◆ **Aim of the task**
All of the lines below are to be transcribed faithfully, with pictures excluded from the copy.

◆ **Dataset extract**
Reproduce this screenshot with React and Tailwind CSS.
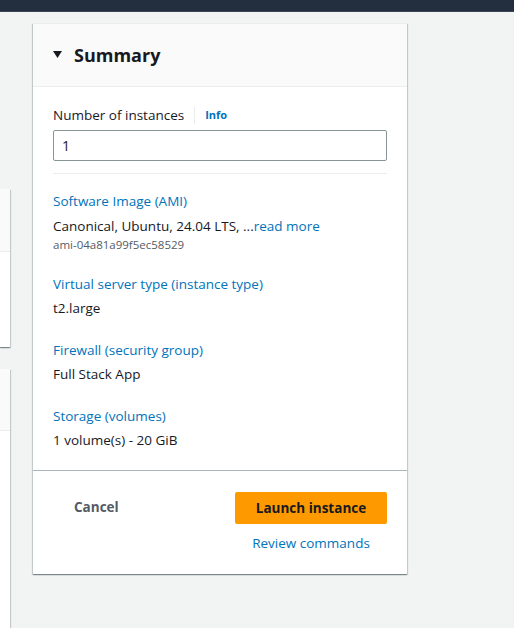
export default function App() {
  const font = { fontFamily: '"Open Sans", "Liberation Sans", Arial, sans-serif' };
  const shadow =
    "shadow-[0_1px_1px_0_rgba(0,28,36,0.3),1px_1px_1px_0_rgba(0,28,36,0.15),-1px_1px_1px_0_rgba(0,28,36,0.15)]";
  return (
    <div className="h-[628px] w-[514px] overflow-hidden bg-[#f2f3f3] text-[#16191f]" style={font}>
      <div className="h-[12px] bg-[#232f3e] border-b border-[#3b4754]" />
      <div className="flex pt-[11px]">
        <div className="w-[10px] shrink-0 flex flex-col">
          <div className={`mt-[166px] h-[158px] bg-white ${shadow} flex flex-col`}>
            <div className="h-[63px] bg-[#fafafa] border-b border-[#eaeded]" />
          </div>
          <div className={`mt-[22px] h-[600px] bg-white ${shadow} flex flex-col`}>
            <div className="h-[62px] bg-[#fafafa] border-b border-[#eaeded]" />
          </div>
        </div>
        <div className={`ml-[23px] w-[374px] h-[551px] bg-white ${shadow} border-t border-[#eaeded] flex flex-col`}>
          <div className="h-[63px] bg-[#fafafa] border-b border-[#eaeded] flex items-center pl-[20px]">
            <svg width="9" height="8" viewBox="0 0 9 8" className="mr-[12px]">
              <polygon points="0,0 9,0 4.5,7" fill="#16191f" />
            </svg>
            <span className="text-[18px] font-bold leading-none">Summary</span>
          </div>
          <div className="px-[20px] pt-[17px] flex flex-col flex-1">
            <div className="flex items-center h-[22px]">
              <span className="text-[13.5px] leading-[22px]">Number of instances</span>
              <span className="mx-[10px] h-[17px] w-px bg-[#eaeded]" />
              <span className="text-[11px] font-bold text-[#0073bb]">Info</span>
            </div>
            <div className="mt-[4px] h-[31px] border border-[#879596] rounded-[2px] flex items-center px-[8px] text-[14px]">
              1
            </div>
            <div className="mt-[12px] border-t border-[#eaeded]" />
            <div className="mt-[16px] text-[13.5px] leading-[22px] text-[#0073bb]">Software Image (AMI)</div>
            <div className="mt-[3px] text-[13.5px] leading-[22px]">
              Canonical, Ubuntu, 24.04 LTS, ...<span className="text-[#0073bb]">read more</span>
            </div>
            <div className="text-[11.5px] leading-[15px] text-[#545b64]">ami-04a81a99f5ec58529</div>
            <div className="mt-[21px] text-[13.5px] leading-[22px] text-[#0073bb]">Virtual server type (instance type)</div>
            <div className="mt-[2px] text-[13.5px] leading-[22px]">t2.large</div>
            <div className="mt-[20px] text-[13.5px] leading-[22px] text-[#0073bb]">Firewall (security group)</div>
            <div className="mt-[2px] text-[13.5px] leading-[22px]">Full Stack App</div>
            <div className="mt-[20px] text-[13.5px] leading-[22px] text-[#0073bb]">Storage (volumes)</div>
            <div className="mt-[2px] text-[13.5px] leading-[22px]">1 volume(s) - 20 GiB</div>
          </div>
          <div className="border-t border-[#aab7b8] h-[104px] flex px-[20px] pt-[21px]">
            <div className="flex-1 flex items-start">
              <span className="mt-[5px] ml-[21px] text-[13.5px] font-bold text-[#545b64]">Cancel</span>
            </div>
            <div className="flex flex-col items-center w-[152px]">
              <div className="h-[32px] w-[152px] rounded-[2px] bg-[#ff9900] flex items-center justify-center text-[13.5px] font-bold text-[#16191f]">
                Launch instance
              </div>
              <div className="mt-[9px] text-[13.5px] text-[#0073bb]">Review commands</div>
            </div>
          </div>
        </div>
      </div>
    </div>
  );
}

◆ **Full output**
Reproduce this screenshot with React and Tailwind CSS.
export default function App() {
  const font = { fontFamily: '"Open Sans", "Liberation Sans", Arial, sans-serif' };
  const shadow =
    "shadow-[0_1px_1px_0_rgba(0,28,36,0.3),1px_1px_1px_0_rgba(0,28,36,0.15),-1px_1px_1px_0_rgba(0,28,36,0.15)]";
  return (
    <div className="h-[628px] w-[514px] overflow-hidden bg-[#f2f3f3] text-[#16191f]" style={font}>
      <div className="h-[12px] bg-[#232f3e] border-b border-[#3b4754]" />
      <div className="flex pt-[11px]">
        <div className="w-[10px] shrink-0 flex flex-col">
          <div className={`mt-[166px] h-[158px] bg-white ${shadow} flex flex-col`}>
            <div className="h-[63px] bg-[#fafafa] border-b border-[#eaeded]" />
          </div>
          <div className={`mt-[22px] h-[600px] bg-white ${shadow} flex flex-col`}>
            <div className="h-[62px] bg-[#fafafa] border-b border-[#eaeded]" />
          </div>
        </div>
        <div className={`ml-[23px] w-[374px] h-[551px] bg-white ${shadow} border-t border-[#eaeded] flex flex-col`}>
          <div className="h-[63px] bg-[#fafafa] border-b border-[#eaeded] flex items-center pl-[20px]">
            <svg width="9" height="8" viewBox="0 0 9 8" className="mr-[12px]">
              <polygon points="0,0 9,0 4.5,7" fill="#16191f" />
            </svg>
            <span className="text-[18px] font-bold leading-none">Summary</span>
          </div>
          <div className="px-[20px] pt-[17px] flex flex-col flex-1">
            <div className="flex items-center h-[22px]">
              <span className="text-[13.5px] leading-[22px]">Number of instances</span>
              <span className="mx-[10px] h-[17px] w-px bg-[#eaeded]" />
              <span className="text-[11px] font-bold text-[#0073bb]">Info</span>
            </div>
            <div className="mt-[4px] h-[31px] border border-[#879596] rounded-[2px] flex items-center px-[8px] text-[14px]">
              1
            </div>
            <div className="mt-[12px] border-t border-[#eaeded]" />
            <div className="mt-[16px] text-[13.5px] leading-[22px] text-[#0073bb]">Software Image (AMI)</div>
            <div className="mt-[3px] text-[13.5px] leading-[22px]">
              Canonical, Ubuntu, 24.04 LTS, ...<span className="text-[#0073bb]">read more</span>
            </div>
            <div className="text-[11.5px] leading-[15px] text-[#545b64]">ami-04a81a99f5ec58529</div>
            <div className="mt-[21px] text-[13.5px] leading-[22px] text-[#0073bb]">Virtual server type (instance type)</div>
            <div className="mt-[2px] text-[13.5px] leading-[22px]">t2.large</div>
            <div className="mt-[20px] text-[13.5px] leading-[22px] text-[#0073bb]">Firewall (security group)</div>
            <div className="mt-[2px] text-[13.5px] leading-[22px]">Full Stack App</div>
            <div className="mt-[20px] text-[13.5px] leading-[22px] text-[#0073bb]">Storage (volumes)</div>
            <div className="mt-[2px] text-[13.5px] leading-[22px]">1 volume(s) - 20 GiB</div>
          </div>
          <div className="border-t border-[#aab7b8] h-[104px] flex px-[20px] pt-[21px]">
            <div className="flex-1 flex items-start">
              <span className="mt-[5px] ml-[21px] text-[13.5px] font-bold text-[#545b64]">Cancel</span>
            </div>
            <div className="flex flex-col items-center w-[152px]">
              <div className="h-[32px] w-[152px] rounded-[2px] bg-[#ff9900] flex items-center justify-center text-[13.5px] font-bold text-[#16191f]">
                Launch instance
              </div>
              <div className="mt-[9px] text-[13.5px] text-[#0073bb]">Review commands</div>
            </div>
          </div>
        </div>
      </div>
    </div>
  );
}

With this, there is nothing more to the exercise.